## [WHAT YOU HAVE TO DO]
Give back exactly the lines from the beginning of the listing below to the line holding "string; checked: boolean;", both ends included; the pictures stay out.

## [COLLECTED DATA]
◆ ◆ ◆ ◆
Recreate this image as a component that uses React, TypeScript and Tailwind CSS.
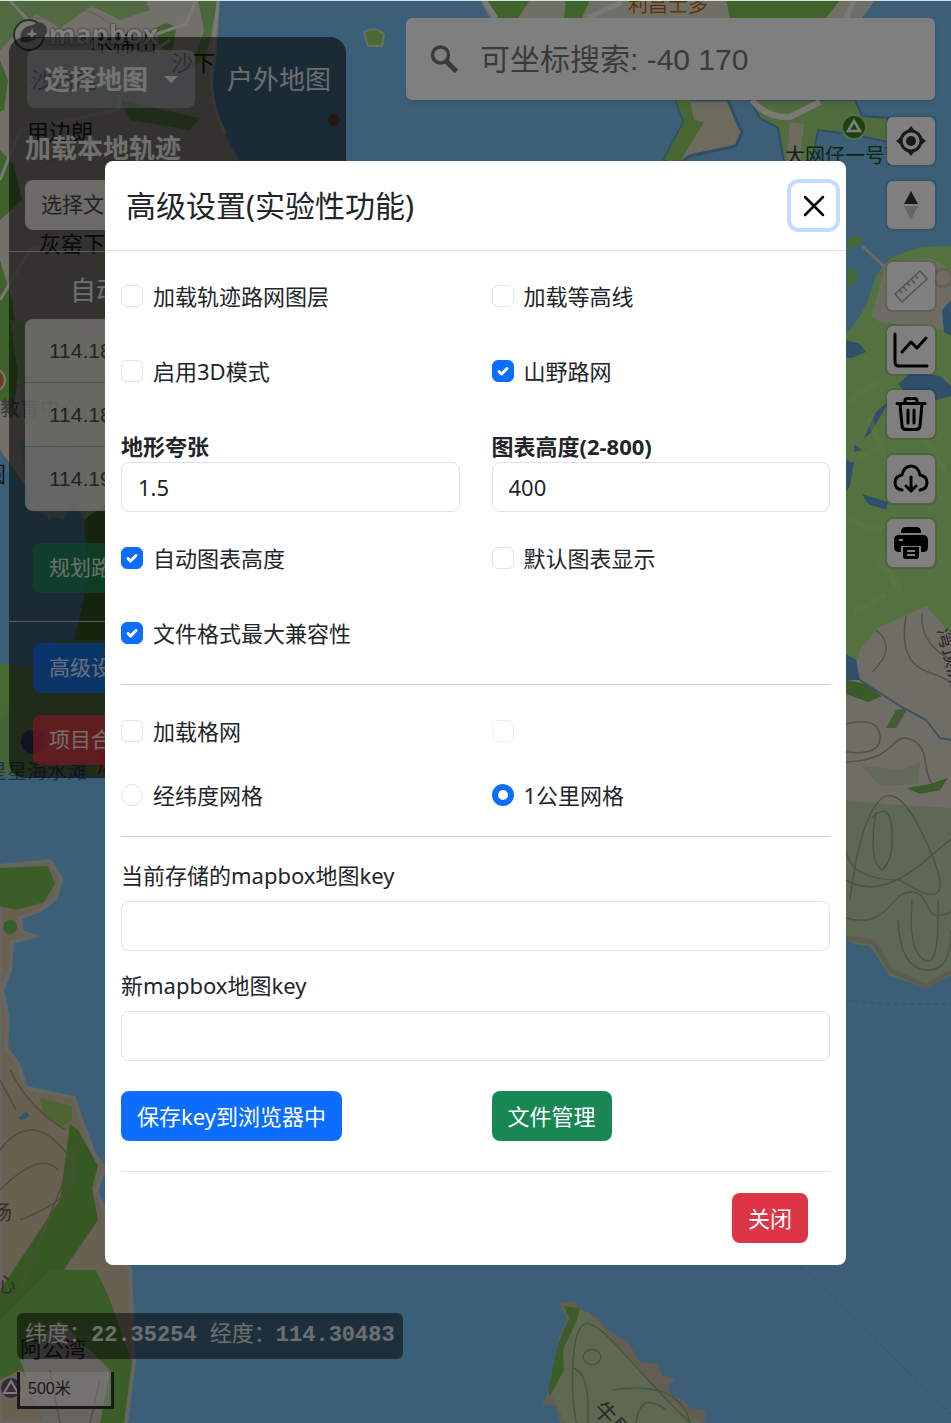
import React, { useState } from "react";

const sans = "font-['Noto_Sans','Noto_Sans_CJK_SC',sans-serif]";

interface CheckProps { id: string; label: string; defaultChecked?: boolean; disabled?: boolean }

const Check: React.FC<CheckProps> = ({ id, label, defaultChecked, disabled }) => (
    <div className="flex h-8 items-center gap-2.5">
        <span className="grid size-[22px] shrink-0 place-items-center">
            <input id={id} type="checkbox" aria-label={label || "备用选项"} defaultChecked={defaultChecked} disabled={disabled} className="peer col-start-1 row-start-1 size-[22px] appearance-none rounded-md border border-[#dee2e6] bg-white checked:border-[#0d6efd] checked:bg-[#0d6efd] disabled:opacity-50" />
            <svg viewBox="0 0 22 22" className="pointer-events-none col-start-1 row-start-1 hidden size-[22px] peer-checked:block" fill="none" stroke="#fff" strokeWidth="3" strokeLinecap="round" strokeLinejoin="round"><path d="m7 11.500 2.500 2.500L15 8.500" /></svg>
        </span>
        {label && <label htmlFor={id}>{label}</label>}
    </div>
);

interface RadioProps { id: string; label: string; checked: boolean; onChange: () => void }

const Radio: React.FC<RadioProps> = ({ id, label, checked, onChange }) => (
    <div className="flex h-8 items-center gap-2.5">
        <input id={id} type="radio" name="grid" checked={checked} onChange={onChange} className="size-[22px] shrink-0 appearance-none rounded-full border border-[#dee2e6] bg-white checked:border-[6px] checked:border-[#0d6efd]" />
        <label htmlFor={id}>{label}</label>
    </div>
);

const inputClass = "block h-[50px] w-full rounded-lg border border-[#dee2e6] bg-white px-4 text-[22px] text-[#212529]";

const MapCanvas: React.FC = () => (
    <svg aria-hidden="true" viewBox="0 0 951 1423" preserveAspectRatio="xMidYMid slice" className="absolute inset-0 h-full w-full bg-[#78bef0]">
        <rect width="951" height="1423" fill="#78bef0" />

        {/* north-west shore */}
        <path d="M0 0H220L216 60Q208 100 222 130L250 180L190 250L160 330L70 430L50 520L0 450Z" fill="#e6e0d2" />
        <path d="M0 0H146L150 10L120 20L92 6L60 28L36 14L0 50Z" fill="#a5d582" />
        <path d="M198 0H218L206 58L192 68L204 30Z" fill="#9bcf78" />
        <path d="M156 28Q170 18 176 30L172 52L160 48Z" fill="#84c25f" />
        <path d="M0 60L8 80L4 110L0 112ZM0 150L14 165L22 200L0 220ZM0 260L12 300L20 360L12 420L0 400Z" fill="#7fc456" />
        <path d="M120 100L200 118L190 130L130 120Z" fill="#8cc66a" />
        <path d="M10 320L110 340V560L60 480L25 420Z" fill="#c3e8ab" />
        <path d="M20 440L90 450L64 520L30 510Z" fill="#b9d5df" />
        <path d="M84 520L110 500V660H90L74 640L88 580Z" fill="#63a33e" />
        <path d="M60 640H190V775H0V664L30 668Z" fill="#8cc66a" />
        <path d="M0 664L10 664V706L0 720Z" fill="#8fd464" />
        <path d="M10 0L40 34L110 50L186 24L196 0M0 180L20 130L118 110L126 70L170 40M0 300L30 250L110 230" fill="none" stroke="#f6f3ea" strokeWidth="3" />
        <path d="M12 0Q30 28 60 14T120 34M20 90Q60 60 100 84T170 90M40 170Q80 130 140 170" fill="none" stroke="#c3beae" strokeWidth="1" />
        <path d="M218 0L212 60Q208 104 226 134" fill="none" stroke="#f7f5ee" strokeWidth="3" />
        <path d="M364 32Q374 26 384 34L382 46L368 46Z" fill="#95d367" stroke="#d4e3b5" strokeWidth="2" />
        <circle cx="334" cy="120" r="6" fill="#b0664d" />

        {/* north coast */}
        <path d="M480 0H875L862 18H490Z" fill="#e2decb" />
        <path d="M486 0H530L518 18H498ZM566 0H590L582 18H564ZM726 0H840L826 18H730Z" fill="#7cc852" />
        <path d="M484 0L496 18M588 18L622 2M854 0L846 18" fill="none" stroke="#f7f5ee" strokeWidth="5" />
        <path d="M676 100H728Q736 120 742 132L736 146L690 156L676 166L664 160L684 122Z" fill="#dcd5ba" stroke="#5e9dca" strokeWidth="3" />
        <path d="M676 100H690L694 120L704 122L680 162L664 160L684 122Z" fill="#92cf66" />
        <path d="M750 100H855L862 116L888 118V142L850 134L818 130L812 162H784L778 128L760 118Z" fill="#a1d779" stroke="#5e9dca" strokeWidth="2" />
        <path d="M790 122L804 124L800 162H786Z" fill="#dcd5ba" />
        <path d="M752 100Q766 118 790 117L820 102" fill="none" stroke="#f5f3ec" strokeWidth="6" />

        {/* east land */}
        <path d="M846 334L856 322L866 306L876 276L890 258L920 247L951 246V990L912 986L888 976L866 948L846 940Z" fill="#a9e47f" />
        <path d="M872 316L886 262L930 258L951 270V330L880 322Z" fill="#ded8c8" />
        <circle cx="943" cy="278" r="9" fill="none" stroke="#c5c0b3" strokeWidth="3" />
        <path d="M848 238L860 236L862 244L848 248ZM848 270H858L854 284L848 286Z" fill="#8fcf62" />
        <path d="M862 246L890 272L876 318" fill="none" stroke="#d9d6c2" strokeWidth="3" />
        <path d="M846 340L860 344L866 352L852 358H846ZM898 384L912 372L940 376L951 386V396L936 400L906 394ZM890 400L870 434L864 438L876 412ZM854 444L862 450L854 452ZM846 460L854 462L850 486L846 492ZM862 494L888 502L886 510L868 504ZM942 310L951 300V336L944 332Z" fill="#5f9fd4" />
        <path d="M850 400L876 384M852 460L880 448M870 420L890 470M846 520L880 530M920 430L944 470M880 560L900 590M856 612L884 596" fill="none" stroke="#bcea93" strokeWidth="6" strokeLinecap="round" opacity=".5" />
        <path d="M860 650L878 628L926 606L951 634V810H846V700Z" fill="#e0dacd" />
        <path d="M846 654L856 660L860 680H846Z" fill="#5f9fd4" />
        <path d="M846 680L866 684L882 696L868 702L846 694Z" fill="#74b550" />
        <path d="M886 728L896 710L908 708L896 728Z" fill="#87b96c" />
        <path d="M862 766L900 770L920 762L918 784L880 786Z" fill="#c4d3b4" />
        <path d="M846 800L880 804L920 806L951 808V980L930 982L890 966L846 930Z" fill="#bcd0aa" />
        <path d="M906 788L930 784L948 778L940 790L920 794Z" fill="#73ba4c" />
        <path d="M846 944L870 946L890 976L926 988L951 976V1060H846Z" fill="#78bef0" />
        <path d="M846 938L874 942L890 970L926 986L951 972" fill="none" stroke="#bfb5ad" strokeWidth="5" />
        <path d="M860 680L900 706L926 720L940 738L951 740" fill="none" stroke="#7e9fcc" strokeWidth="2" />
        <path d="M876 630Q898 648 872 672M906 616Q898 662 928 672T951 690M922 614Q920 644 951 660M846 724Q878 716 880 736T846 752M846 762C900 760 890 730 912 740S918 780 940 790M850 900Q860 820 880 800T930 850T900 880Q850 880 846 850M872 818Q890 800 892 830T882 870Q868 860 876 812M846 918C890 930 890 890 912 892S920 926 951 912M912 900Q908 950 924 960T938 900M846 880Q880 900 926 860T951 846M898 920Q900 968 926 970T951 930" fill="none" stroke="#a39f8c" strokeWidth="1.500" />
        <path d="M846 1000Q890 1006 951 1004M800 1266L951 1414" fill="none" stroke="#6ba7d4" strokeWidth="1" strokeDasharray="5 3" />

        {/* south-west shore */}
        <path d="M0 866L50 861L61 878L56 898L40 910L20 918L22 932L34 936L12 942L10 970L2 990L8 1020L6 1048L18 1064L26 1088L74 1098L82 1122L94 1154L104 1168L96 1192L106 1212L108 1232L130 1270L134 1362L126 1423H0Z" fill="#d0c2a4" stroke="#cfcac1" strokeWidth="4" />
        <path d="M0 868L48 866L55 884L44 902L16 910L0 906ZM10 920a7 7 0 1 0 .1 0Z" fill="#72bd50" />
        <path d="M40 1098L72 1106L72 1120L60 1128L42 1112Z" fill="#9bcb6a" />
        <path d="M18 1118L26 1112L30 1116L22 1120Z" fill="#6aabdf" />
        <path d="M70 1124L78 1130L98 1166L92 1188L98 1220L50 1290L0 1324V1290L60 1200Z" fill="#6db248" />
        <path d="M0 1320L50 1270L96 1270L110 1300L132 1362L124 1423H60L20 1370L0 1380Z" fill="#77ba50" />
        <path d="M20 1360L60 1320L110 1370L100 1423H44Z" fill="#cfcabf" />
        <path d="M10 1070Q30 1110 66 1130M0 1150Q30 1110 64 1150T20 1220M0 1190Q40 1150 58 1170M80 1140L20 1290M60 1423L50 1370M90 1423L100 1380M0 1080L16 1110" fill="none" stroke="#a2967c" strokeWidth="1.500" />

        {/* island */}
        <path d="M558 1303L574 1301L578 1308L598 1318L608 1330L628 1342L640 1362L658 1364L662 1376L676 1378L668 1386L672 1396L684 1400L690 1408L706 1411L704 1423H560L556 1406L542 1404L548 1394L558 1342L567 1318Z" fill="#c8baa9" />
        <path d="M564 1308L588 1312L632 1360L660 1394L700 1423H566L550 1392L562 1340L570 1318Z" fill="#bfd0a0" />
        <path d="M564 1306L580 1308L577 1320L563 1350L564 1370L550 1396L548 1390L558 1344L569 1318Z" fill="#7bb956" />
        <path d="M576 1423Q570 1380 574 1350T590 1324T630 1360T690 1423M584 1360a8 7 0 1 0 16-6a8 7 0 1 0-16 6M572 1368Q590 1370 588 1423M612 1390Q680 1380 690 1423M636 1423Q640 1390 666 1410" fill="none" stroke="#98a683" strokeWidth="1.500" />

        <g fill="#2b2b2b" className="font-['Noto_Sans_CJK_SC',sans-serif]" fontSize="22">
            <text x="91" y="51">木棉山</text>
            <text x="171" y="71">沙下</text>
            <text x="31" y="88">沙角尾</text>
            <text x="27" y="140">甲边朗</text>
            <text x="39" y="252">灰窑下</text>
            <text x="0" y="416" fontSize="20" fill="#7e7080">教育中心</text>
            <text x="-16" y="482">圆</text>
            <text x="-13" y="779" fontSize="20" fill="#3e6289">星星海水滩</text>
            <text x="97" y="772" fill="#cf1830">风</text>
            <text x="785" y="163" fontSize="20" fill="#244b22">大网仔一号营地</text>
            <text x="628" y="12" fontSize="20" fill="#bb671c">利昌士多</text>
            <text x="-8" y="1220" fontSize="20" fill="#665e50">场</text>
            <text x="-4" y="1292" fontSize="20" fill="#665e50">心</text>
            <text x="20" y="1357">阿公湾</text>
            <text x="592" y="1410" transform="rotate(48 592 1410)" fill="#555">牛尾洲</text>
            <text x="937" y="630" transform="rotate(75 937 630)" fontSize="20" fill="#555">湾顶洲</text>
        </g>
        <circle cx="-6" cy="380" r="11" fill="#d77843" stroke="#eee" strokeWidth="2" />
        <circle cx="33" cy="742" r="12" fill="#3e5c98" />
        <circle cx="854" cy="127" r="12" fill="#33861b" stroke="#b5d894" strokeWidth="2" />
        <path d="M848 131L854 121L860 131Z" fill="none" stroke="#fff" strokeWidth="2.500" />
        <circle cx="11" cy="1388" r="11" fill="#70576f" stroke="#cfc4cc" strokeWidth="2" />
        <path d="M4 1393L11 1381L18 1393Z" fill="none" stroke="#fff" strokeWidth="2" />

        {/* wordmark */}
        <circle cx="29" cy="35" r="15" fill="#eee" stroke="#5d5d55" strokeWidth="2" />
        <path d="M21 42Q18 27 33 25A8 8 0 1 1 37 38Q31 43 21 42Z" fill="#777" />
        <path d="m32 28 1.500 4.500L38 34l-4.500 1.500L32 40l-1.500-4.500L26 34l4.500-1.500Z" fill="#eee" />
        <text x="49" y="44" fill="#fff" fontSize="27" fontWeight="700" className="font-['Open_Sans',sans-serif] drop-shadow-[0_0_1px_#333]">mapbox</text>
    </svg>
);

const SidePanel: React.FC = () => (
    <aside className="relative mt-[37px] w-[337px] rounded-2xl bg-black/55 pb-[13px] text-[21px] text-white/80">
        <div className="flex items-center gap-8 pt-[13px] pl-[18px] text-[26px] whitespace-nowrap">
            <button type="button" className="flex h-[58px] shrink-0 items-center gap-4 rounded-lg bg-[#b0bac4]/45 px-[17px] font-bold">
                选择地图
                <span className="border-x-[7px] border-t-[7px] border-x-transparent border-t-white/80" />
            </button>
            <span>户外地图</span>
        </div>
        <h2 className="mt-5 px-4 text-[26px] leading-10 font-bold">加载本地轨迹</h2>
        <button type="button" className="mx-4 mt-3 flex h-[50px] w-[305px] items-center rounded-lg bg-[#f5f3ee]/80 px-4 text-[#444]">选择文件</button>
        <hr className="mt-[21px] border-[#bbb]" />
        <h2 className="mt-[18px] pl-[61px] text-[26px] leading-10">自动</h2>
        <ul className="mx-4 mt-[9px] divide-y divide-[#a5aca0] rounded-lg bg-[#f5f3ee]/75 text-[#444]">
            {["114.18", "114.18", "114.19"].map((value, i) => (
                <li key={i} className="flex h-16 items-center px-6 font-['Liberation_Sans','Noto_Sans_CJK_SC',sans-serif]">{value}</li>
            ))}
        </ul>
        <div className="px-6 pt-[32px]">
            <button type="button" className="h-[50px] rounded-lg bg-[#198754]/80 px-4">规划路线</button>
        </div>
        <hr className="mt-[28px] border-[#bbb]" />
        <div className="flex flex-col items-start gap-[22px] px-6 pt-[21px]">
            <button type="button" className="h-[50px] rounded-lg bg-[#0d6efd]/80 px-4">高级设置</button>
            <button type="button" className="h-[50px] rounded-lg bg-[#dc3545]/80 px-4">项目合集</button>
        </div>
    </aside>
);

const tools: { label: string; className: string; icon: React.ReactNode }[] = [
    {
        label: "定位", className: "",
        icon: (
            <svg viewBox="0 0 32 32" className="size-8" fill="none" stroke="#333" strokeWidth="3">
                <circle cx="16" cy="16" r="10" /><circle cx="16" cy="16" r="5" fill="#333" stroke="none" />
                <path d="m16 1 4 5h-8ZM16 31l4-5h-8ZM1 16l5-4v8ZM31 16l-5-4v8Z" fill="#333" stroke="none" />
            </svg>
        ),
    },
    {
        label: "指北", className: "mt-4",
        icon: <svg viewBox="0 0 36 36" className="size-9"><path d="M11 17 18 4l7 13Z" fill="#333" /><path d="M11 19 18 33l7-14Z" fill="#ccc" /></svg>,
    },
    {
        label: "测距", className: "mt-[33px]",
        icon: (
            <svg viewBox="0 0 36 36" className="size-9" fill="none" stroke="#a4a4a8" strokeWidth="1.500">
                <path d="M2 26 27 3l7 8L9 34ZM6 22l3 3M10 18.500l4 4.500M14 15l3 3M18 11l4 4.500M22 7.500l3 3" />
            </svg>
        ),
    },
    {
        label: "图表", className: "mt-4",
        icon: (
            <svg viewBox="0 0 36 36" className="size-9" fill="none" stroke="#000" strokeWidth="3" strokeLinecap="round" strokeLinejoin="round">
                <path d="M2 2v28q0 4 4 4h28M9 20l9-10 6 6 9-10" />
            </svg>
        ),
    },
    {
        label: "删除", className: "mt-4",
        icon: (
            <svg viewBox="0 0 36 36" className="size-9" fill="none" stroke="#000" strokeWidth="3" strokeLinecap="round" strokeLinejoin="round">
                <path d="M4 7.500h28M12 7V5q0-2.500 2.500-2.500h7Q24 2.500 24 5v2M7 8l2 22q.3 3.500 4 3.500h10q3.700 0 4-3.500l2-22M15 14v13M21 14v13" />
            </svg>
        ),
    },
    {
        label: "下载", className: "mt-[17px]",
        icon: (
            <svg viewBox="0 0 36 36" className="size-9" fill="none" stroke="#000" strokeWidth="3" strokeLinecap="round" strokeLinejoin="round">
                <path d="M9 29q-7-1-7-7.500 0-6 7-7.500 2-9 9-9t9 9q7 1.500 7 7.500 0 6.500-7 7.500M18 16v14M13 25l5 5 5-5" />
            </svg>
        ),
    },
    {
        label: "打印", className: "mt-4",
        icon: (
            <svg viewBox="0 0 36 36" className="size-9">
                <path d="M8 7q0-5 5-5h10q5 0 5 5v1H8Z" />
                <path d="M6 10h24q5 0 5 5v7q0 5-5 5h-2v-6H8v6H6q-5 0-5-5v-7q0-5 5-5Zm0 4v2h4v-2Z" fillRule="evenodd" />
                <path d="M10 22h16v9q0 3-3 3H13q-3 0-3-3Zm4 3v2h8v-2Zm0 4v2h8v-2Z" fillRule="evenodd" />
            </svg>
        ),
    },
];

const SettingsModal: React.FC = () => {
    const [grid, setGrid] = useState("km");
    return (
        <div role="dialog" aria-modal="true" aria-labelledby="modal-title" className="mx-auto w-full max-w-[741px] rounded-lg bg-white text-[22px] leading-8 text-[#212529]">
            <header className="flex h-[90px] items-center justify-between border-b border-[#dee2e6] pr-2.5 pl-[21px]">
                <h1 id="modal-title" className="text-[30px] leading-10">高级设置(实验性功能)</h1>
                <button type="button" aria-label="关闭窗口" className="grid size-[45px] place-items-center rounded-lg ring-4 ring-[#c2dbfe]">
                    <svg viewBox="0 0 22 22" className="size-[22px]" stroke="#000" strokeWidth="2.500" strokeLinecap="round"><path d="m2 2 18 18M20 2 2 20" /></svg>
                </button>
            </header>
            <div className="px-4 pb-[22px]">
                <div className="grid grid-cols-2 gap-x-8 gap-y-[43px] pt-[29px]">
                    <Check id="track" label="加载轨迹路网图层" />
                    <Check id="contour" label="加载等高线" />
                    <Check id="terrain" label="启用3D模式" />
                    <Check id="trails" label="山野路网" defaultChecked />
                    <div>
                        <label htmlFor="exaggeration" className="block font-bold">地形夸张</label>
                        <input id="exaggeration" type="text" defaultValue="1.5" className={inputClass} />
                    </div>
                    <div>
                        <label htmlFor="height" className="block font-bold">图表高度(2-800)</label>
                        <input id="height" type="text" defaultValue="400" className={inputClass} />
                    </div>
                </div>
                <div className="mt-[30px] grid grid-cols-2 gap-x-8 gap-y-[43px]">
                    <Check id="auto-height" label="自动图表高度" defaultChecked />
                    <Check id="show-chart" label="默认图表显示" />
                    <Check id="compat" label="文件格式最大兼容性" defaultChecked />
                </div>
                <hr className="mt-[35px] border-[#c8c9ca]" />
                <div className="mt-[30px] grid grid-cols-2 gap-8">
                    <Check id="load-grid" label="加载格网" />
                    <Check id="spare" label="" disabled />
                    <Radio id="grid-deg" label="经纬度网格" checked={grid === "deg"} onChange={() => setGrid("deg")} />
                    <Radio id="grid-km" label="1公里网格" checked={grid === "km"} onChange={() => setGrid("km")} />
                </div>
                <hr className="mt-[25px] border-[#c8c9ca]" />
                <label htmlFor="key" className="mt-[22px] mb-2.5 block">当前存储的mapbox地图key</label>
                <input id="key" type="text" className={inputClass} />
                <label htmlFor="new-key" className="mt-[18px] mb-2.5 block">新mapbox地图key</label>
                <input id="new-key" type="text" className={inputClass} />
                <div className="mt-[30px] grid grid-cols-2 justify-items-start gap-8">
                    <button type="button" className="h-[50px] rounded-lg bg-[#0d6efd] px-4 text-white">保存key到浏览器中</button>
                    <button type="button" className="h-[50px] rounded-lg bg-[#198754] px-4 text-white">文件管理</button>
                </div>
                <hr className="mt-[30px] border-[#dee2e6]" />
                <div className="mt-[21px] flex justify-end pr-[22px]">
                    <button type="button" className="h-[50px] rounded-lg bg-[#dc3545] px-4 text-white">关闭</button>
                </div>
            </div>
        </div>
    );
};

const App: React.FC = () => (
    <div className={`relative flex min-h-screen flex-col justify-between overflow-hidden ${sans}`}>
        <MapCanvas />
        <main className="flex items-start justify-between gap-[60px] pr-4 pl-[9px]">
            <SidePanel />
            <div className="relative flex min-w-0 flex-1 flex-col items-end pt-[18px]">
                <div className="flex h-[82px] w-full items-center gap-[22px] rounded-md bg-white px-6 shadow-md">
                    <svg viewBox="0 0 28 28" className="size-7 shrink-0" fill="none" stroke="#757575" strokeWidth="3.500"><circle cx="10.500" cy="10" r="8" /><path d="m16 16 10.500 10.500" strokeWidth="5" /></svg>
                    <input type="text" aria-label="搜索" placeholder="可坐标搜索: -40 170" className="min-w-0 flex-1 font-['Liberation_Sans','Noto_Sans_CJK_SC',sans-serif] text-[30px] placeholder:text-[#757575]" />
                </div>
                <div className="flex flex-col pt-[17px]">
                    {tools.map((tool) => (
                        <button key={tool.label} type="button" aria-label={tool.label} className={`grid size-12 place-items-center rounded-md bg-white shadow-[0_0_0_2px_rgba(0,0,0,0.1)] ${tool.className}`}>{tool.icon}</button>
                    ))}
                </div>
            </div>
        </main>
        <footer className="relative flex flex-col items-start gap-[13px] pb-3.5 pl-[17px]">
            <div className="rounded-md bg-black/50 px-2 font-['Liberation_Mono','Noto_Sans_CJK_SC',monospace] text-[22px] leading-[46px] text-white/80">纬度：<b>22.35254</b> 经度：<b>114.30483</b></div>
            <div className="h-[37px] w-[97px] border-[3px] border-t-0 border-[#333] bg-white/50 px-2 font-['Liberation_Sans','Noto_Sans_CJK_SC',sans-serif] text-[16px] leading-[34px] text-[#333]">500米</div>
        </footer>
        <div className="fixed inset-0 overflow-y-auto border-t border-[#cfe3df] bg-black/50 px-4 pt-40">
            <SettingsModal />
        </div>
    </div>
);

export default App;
◆ ◆ ◆ ◆
## [RESULT FOR THIS TASK]
Recreate this image as a component that uses React, TypeScript and Tailwind CSS.
import React, { useState } from "react";

const sans = "font-['Noto_Sans','Noto_Sans_CJK_SC',sans-serif]";

interface CheckProps { id: string; label: string; defaultChecked?: boolean; disabled?: boolean }

const Check: React.FC<CheckProps> = ({ id, label, defaultChecked, disabled }) => (
    <div className="flex h-8 items-center gap-2.5">
        <span className="grid size-[22px] shrink-0 place-items-center">
            <input id={id} type="checkbox" aria-label={label || "备用选项"} defaultChecked={defaultChecked} disabled={disabled} className="peer col-start-1 row-start-1 size-[22px] appearance-none rounded-md border border-[#dee2e6] bg-white checked:border-[#0d6efd] checked:bg-[#0d6efd] disabled:opacity-50" />
            <svg viewBox="0 0 22 22" className="pointer-events-none col-start-1 row-start-1 hidden size-[22px] peer-checked:block" fill="none" stroke="#fff" strokeWidth="3" strokeLinecap="round" strokeLinejoin="round"><path d="m7 11.500 2.500 2.500L15 8.500" /></svg>
        </span>
        {label && <label htmlFor={id}>{label}</label>}
    </div>
);

interface RadioProps { id: string; label: string; checked: boolean; onChange: () => void }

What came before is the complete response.